Store owner Joseph C. Chapman sells liquor from behind a Plexiglas partition in a poor East Baltimore neighborhood. He agreed that black anger runs deep.

"The anger has always been there, and it's going to be there for at least another three generations. And as far as the Rodney King incident, I see that every day on the corner where I am. It is nothing new to the people in the ghetto," he said.

Clearly, life has changed for some blacks since the Baltimore riots of April 1968. Some middle-class blacks live in neighborhoods and work at jobs that were off-limits a generation ago. Twice as many Baltimore-area blacks were college graduates in 1990 as in in 1970.

Yet progress has left many blacks behind. A belt of almost all-black neighborhoods, mostly poor, covers almost 20 square miles of Baltimore. The poverty rate among blacks in Baltimore actually increased from 27.1 percent in 1970 to 27.9 percent two decades later. White households earn one-third more than blacks, on average.

Single women headed about one-third of black Baltimore families with children in 1970. Twenty years later, they headed 61 percent.

George Boston is a retired police officer in the West Baltimore neighborhood of Sandtown. While some blacks have moved up and out, he said, there "hasn't been too much change in Sandtown."

"Hasn't been much change at all.

"Devastation has been left behind. There's more despair, less hope. Many of these people have nothing to look forward to, and you can see it in the faces of the kids coming and going from school."

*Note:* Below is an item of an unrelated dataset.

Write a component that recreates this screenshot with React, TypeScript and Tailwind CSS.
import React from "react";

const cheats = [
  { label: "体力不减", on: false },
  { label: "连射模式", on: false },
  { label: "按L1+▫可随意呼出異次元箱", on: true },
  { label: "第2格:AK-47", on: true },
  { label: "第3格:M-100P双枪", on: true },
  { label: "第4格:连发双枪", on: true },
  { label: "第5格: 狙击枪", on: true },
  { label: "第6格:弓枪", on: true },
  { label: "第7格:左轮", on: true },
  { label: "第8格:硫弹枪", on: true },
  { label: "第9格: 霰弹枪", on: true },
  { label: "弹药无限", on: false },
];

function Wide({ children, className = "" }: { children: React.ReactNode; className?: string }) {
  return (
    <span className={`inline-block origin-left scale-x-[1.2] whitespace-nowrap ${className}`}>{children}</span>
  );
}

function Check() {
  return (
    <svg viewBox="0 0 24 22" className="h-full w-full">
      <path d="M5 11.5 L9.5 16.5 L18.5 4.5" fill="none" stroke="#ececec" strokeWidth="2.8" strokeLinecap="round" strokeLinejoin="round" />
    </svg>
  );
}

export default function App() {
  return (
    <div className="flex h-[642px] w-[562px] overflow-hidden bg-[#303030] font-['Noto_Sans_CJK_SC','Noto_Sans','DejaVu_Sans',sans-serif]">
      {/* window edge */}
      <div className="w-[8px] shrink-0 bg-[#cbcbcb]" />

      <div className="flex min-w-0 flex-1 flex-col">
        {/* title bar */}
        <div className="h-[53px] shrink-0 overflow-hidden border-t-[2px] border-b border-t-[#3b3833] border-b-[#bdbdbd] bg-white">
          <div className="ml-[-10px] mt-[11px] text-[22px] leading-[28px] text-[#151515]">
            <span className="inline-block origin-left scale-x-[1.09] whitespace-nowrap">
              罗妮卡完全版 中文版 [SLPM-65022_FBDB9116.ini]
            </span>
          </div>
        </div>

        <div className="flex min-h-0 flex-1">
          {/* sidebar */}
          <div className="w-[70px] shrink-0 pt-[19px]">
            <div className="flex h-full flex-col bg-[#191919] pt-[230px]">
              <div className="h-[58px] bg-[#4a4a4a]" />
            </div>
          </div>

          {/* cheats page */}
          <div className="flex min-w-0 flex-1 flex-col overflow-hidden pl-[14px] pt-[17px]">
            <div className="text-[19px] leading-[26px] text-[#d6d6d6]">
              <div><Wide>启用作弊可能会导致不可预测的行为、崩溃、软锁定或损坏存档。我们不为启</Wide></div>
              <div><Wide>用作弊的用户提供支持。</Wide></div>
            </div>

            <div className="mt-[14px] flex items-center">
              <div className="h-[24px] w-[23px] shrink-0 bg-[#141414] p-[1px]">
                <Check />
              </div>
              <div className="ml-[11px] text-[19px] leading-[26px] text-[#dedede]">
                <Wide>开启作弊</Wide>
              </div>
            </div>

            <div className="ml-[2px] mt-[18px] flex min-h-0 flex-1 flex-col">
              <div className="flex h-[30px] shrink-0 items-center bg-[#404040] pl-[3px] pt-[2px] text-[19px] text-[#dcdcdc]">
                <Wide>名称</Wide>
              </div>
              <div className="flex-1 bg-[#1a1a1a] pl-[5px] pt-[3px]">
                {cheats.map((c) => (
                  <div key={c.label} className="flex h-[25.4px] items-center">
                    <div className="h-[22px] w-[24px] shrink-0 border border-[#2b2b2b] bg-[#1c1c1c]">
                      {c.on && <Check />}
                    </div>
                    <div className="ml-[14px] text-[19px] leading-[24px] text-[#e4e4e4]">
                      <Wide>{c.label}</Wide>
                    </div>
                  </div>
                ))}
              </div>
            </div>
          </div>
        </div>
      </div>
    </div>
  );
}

Baltimore had no high black officials in 1968. Now it has a black mayor, police commissioner, state's attorney and school superintendent.

But Lucille Gorham, a community organizer in East Baltimore who can still remember the taste the tear gas of 1968, said that the "young men on the street don't know much about the mayor. When he comes into the neighborhood, the police move everybody off the corners. It doesn't matter whether it's a black or white commissioner; police still harass them."

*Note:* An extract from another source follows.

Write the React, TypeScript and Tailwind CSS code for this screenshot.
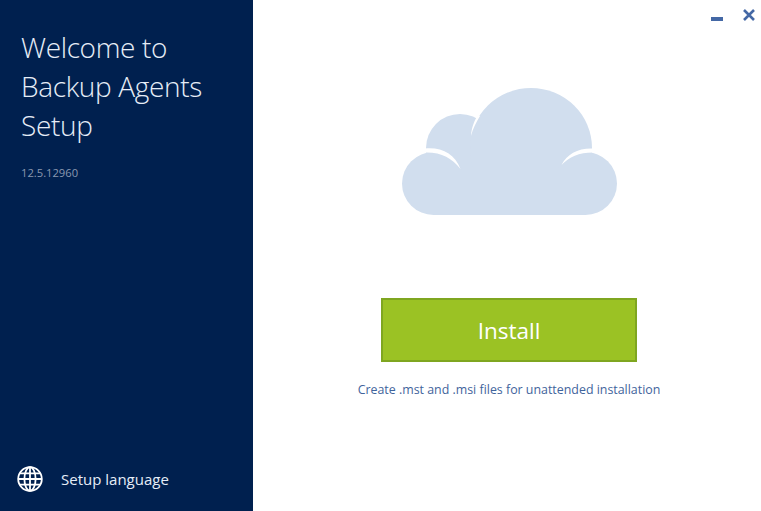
const font = "font-['Open_Sans','Noto_Sans',sans-serif]";

function Cloud() {
  return (
    <svg width="215" height="127" viewBox="402 88 215 127" className="block">
      <g fill="#d1deee">
        <circle cx="460" cy="148" r="34" />
        <rect x="426" y="148" width="166" height="40" />
        <ellipse cx="531" cy="148" rx="61" ry="60" />
        <circle cx="433.5" cy="183.5" r="31.5" />
        <circle cx="585.5" cy="183.5" r="31.5" />
        <rect x="433" y="170" width="152" height="45" />
      </g>
      <g fill="#ffffff">
        <path d="M471 136 C471.5 128 474 121 477.5 116 L480 116 C476.5 122 473 128 471 136Z" />
        <path d="M425 148.5 C442 147 455 154 460.5 169 C452 158 441 152 425 152.5Z" />
        <path d="M593 148.5 C578 148 567 154 561.5 165 C569 157 579 152.5 593 152.5Z" />
      </g>
    </svg>
  );
}

function GlobeIcon() {
  return (
    <svg width="26" height="26" viewBox="0 0 26 26" fill="none" stroke="#ffffff" strokeWidth="1.8">
      <circle cx="13" cy="13" r="11.8" />
      <ellipse cx="13" cy="13" rx="5.6" ry="11.8" />
      <path d="M13 1.2V24.8M1.2 13H24.8M3 7.4H23M3 18.6H23" />
    </svg>
  );
}

export default function App() {
  return (
    <div className={`flex h-[511px] w-[761px] overflow-hidden bg-white ${font}`}>
      <aside className="flex w-[253px] shrink-0 flex-col justify-between bg-[#00204f]">
        <div className="pl-[21px] pt-[28px]">
          <h1 className="text-[28px] font-light leading-[39px] tracking-[-0.35px] text-[#e6edf7]">
            Welcome to
            <br />
            Backup Agents
            <br />
            Setup
          </h1>
          <p className="mt-[20px] text-[11.2px] leading-[16px] text-[#8a98b0]">12.5.12960</p>
        </div>
        <div className="flex items-center gap-[18px] pb-[19px] pl-[17px]">
          <GlobeIcon />
          <span className="text-[15px] leading-[20px] text-[#e6edf7]">Setup language</span>
        </div>
      </aside>
      <main className="flex flex-1 flex-col items-center pl-[4px]">
        <div className="flex h-[88px] w-full items-start justify-end gap-[20px] pr-[6px] pt-[9px]">
          <span className="mt-[8px] h-[4px] w-[12px] bg-[#4468a5]" />
          <svg width="12" height="12" viewBox="0 0 12 12" stroke="#4468a5" strokeWidth="2.6" fill="none">
            <path d="M1 1L11 11M11 1L1 11" />
          </svg>
        </div>
        <Cloud />
        <button className="mt-[83px] flex h-[64px] w-[256px] items-center justify-center border-2 border-[#7fa620] bg-[#9bc224] pt-[2px] text-[22.5px] text-white">
          Install
        </button>
        <a className="mt-[19px] text-[12.4px] leading-[18px] text-[#3f649c]">
          Create .mst and .msi files for unattended installation
        </a>
      </main>
    </div>
  );
}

What divides the races goes beyond the lack of jobs or the faltering schools or even racism itself, she said.

"It's a deep kind of fear that other races, particularly white people, have of black people -- and particularly black men," she said.

As the mother of three sons, corporate lawyer Alice G. Pinderhughes, 40, said she found both the jury's view of Rodney King and televised images of marauding thugs disturbing. Ms. Pinderhughes, the daughter of Baltimore's former school superintendent, fears that negative stereotypes will shape how society sees her own sons.

"If a black male approaches, do you hold your pocketbook tighter? When you're trying to bring up boys to say this is not a racist society, that's frightening to me as a mother," she said. "I shouldn't have to feel this way in 1992."

Phil Brown, 51, is a Baltimore financial planner with a graduate education. He views himself as a beneficiary of the progress that has been made. But the King verdict was "a slap in the face," a reminder that "racism is alive and well."

"It's kind of like denial," he says. "You want to say that can never happen, then -- pow! -- somebody says, 'You better wake up, sucker.' Just when you get lulled into a false sense of security, it hits you in the face again."

The fury and violence of the riots have troubled Mr. Brown. He despairs at the spread of everyday black-on-black crime, "little black kids killing each other over drugs."

"I'm black, but there are certain neighborhoods in Baltimore today I don't go into," he said. "I'm a target to get ripped off just like anybody else."

There is some hope that the days of rage in Los Angeles will put civil rights and urban problems back at the top of the national agenda.

"It almost took something like this for people to realize there hasn't been any change," said Elva Tillman, an urban planner at Morgan State University. "Segregation is as pervasive as before. We're creating more pronounced ghettos. People don't have role models. Economic differences are more dramatic than ever before."

While one TV network showed South Central Los Angeles destroying itself Thursday night, on another channel the Huxtables, the model black family, made a final appearance on "The Cosby Show."

Alice Pinderhughes hoped that her three sons found themselves reflected more in the warm confines of the Huxtable home than on the vicious streets of L.A.

"The problem is so many people don't realize there are a lot of black families like the Cosbys. I'm a lawyer; my husband is a dentist. But I've had people say to me, 'You don't appear to be black.' What does that mean?"

"We have to set a positive example. . . . We have to do something to turn it around for our children . . . so they can see that we can work together."